In my view, astrology is pseudo-science at best, but its historical and cultural influence is undeniable. It is certainly more reliable than Bush's predictions or the daily babble of Scott McClellan, the lie-spewing automaton who spits out the White House's mendacious widgets for the corporate media factory. Certainly, the adorers of Ronald Reagan must accept the value of astrology.

Fugger says Bush's stars place him in the house of "self-undoing." The evidence of that is overwhelming.

Bush's messianic view of himself and belief he is our great protector, the fearless commander saving us from evil, is reflected in his stars, according to Fugger: "These are people who can have difficulties keeping themselves from the collective, and in fact, can become the physical embodiment of the collective's need for expression at any given time. It requires a great deal of self-reflection not to succumb to the emotion that one is the savior for that group."

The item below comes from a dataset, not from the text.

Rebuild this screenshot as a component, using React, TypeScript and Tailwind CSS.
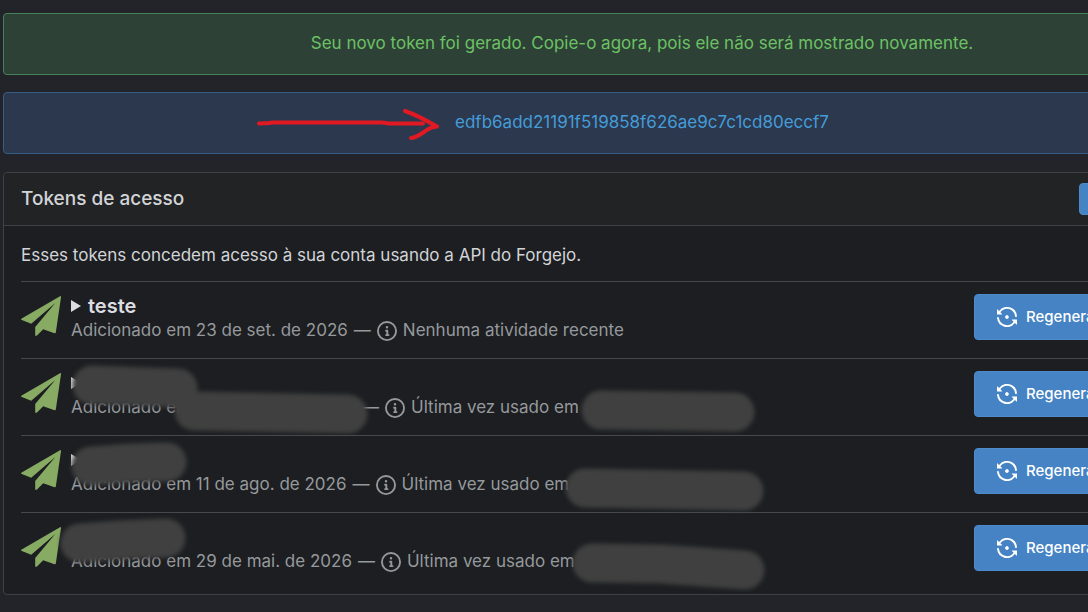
interface TokenRow {
  id: number;
  name?: string;
  added: string;
  // width of the hidden part of the date
  hiddenWidth?: string;
  activity: string;
  smudges: string[];
}

const TOKENS: TokenRow[] = [
  {
    id: 1,
    name: 'teste',
    added: 'Adicionado em 23 de set. de 2026',
    activity: 'Nenhuma atividade recente',
    smudges: [],
  },
  {
    id: 2,
    added: 'Adicionado em',
    hiddenWidth: 'w-[165px]',
    activity: 'Última vez usado em',
    smudges: ['M71 26 L157 29', 'M173 52 L327 55', 'M580 51 L714 53'],
  },
  {
    id: 3,
    added: 'Adicionado em 11 de ago. de 2026',
    activity: 'Última vez usado em',
    smudges: ['M70 30 L110 27 L146 26', 'M564 52 L723 55'],
  },
  {
    id: 4,
    added: 'Adicionado em 29 de mai. de 2026',
    activity: 'Última vez usado em',
    smudges: ['M59 30 L100 27 L145 25', 'M571 50 L640 51 L724 57'],
  },
];

function PlaneIcon() {
  return (
    <svg viewBox="0 0 40 40" className="h-10 w-10 shrink-0 text-[#87ab63]" fill="currentColor" aria-hidden="true">
      <path d="M39 .2Q40.200-.2 40 1.200L34.800 36.500Q34.500 37.500 33.500 37.200L22.200 33.200L16 39.500Q14.300 40.600 14.200 39V31L34.300 7L10.200 27.800L.8 24Q-.6 23.200.7 22.400Z" />
    </svg>
  );
}

function InfoIcon() {
  return (
    <svg viewBox="0 0 16 16" className="h-5 w-5 shrink-0" fill="currentColor" aria-hidden="true">
      <path d="M0 8a8 8 0 1 1 16 0A8 8 0 0 1 0 8Zm8-6.500a6.500 6.500 0 1 0 0 13 6.500 6.500 0 0 0 0-13ZM6.500 7.750A.75.75 0 0 1 7.250 7h1a.75.75 0 0 1 .75.75v2.750h.25a.75.75 0 0 1 0 1.500h-2a.75.75 0 0 1 0-1.500h.25v-2h-.25a.75.75 0 0 1-.75-.75ZM8 6a1 1 0 1 1 0-2 1 1 0 0 1 0 2Z" />
    </svg>
  );
}

function ReopenIcon() {
  return (
    <svg viewBox="0 0 16 16" className="h-5 w-5 shrink-0" fill="currentColor" aria-hidden="true">
      <path d="M5.029 2.217a6.500 6.500 0 0 1 9.437 5.110.75.75 0 1 0 1.492-.154 8 8 0 0 0-14.315-4.030L.427 1.927A.25.25 0 0 0 0 2.104V5.750A.25.25 0 0 0 .25 6h3.646a.25.25 0 0 0 .177-.427L2.715 4.215a6.491 6.491 0 0 1 2.314-1.998ZM1.262 8.169a.75.75 0 0 0-1.220.658 8.001 8.001 0 0 0 14.315 4.030l1.216 1.216a.25.25 0 0 0 .427-.177V10.250a.25.25 0 0 0-.25-.25h-3.646a.25.25 0 0 0-.177.427l1.358 1.358a6.501 6.501 0 0 1-11.751-3.110.75.75 0 0 0-.272-.506Z" />
      <path d="M9.060 9.060a1.500 1.500 0 1 1-2.120-2.120 1.500 1.500 0 0 1 2.120 2.120Z" />
    </svg>
  );
}

function Arrow() {
  return (
    <svg
      viewBox="0 0 184 34"
      className="pointer-events-none absolute top-3.5 left-[251px] h-[34px] w-[184px]"
      fill="none"
      stroke="#e01923"
      strokeWidth="4"
      strokeLinecap="round"
      strokeLinejoin="round"
      aria-hidden="true"
    >
      <path d="M4 16.500L14 16L18 15.500H127L134 16.500H168" />
      <path d="M150 4Q162 8 182 19.500Q175 20 169 25Q160 31 156 31" />
    </svg>
  );
}

function Smudges({ paths }: { paths: string[] }) {
  return (
    <svg
      viewBox="0 0 760 77"
      className="pointer-events-none absolute top-0 left-0 h-[77px] w-[760px] overflow-visible blur-[2px]"
      fill="none"
      stroke="#404040"
      strokeWidth="39"
      strokeLinecap="round"
      strokeLinejoin="round"
      aria-hidden="true"
    >
      {paths.map((d) => (
        <path key={d} d={d} />
      ))}
    </svg>
  );
}

function TokenItem({ token }: { token: TokenRow }) {
  return (
    <li className="relative flex h-[77px] items-start border-t border-[#46484c] pt-3">
      <div className="pt-0.5">
        <PlaneIcon />
      </div>
      <div className="ml-2.5 grow">
        <details>
          <summary className="flex h-6 cursor-pointer list-none items-center gap-[7px] text-xl font-semibold text-[#dcdde0]">
            <svg viewBox="0 0 10 12" className="h-3 w-2.5 text-[#dcdde0]" fill="currentColor" aria-hidden="true">
              <path d="M0 0L10 6L0 12Z" />
            </svg>
            {token.name}
          </summary>
        </details>
        <p className="flex h-[26px] items-center whitespace-nowrap text-[#96999c]">
          <span>{token.added}</span>
          {token.hiddenWidth && <span className={token.hiddenWidth} />}
          <span className="mx-1.5">—</span>
          <InfoIcon />
          <span className="ml-1.5">{token.activity}</span>
        </p>
      </div>
      <div className="w-[289px] shrink-0">
        <button
          type="button"
          className="flex h-[46px] items-center gap-[9px] rounded border border-[#4e8bca] bg-[#4583c4] px-[22px] text-[15px] font-medium text-white"
        >
          <ReopenIcon />
          Regenerar
        </button>
      </div>
      {token.smudges.length > 0 && <Smudges paths={token.smudges} />}
    </li>
  );
}

export default function App() {
  return (
    <div className="min-h-screen overflow-x-hidden bg-[#232429] font-['Inter',sans-serif] text-[17px] text-[#d2d4d7]">
      <main className="ml-[3px] w-[calc(100%+190px)] pt-[13px] pb-[17px]">
        <div className="flex h-[62px] items-center justify-center rounded border border-[#468259] bg-[#2d4136] text-[#6cc164]">
          Seu novo token foi gerado. Copie-o agora, pois ele não será mostrado novamente.
        </div>
        <div className="relative mt-[17px] flex h-[62px] items-center justify-center rounded border border-[#345d8a] bg-[#2b384d] text-[#459cd8]">
          <Arrow />
          edfb6add21191f519858f626ae9c7c1cd80eccf7
        </div>
        <section className="mt-[18px] rounded border border-[#3e4247] bg-[#1c1e21]">
          <header className="flex h-[53px] items-center justify-between rounded-t border-b border-[#3e4247] bg-[#212325] px-[17px]">
            <h1 className="text-[19px] font-medium">Tokens de acesso</h1>
            <button
              type="button"
              aria-label="Gerar novo token"
              className="h-8 w-[184px] rounded border border-[#4e8bca] bg-[#4583c4]"
            />
          </header>
          <div className="px-[17px]">
            <p className="flex h-[55px] items-center pt-1">
              Esses tokens concedem acesso à sua conta usando a API do Forgejo.
            </p>
            <ul className="pb-[5px]">
              {TOKENS.map((token) => (
                <TokenItem key={token.id} token={token} />
              ))}
            </ul>
          </div>
        </section>
      </main>
    </div>
  );
}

Born July 6, 1946, at 7:26 a.m., in New Haven, Conn., Bush is unconsciously motivated to prove his worth to his father.

Fugger is convinced Bush is depressed and on the eve of destruction, citing Paul Levy's article, "The Madness of George Bush: A Reflection of our Collective Psychosis."

Levy describes our chilling national plight: "With Bush as president, it's as if we're in a car going over the speed limit driven by a drunk adolescent who has fallen asleep at the wheel. It's our responsibility to recognize the extreme danger of our situation and come together to do something about it, whatever that might be."

Impeachment is our only hope -- impeachment of both Bush and Cheney.

"The fault, dear Brutus, is not in our stars, but in ourselves, that we are underlings." That is the quote from Shakespeare's "Julius Caesar" CBS's Edward R. Murrow famously used to describe the responsibility for the fear and madness that Joseph McCarthy exploited in another tragic era for our nation.

Bush's stars are only a bad omen. The fault that he is where he is remains in ourselves.